OpenRC already IS the better alternative.

If you want to play their game with shims, be prepared to be known for shoddy, buggy software, meaning you won't have the credibility to replace them because you'll always be second best. If the other mainline distributions want to drive over a cliff, you aren't obligated to follow and if you just want to follow, why not use one of the soon-to-be RH clone distros like debian?

They seem to have gotten this far without people using shims. And windows has not gained from the loss of linux from the shim / emulator that is wine.

I also agree open-rc is a better alternative, but i can't deny the fact that the LP idiots are winning. If we are going to at least survive this split between linus-linux and LP-linux we must adapt.
Shim's will be temporary stepping stones to allow us to come out with a better system without making it easy for the LP crew to demonize us to their customers for being too 'old'

Quote:

Pretty much already exists... I've been using Linux since 1994 and the only thing I ever needed special permissions for was mounting (and that is easily fixed too), just simply add users to the appropriate groups (like audio) automatically/by default on account creation. For systems more complex than grandma at home, which is fine with grandma in the audio group, someone SHOULD know what they are doing or else there is going to be a lot of available attack surface exposed.


Like what? Edev? few distributions offer it and even GENTOO doesn't push it as default and THEY are the ones that made it. Even then it is based off an older version of udev that still has some critical bugs that were fixed in later versions. Those later versions are not yet hard coded to need systemD so there is no need to use it.

To be clear once udev does get hard code linked i will be switching to eudev. This flexibility is why i stay with gentoo.

And what about fast user switching? Accessibility? All i have seen are hacks that require technical knowledge past the targeted user-base. While in contrast those poorly made and non documented *kits seem to work 'automaticly' with the big desktops from an end user perspective.
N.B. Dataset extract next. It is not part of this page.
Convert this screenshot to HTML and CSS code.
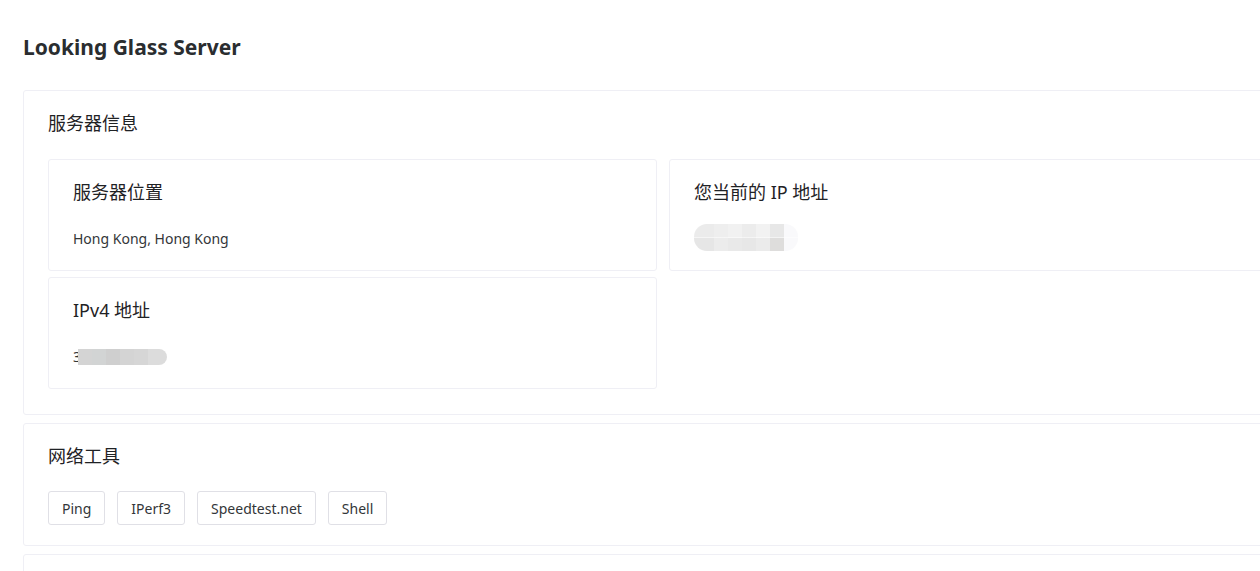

You can't just declare 'that program has no 'real' use and is poorly made' without providing an alternative that fulfills those metrics with the same ease of use. That includes cases in which you are right! Which is the case with the *kit's software and all of LP's work while he runs them.

Quote:

A non professional level audio mixing system other than Pulseaudio to handle muxing and per application volumes. IE something other than jack.


ALSA does mixing natively and there have been plenty of audio demons (esd, arts, etc) in the past that have done it too. It wouldn't be too terribly hard to create a library or demon for handling per application volume adjustments.[/quote]

esd is dead
arts has been dead for several years.
While i agree alsa does a great job of mixing on it's own, for the majority of users that involves knowing alsa specific syntax and editing text files. Sadly well beyond the target user base in which Pulseaudio as sadly taken dominance.
Oh and if you want to support Steam in bringing games to linux you pretty much have to run pulse-audio.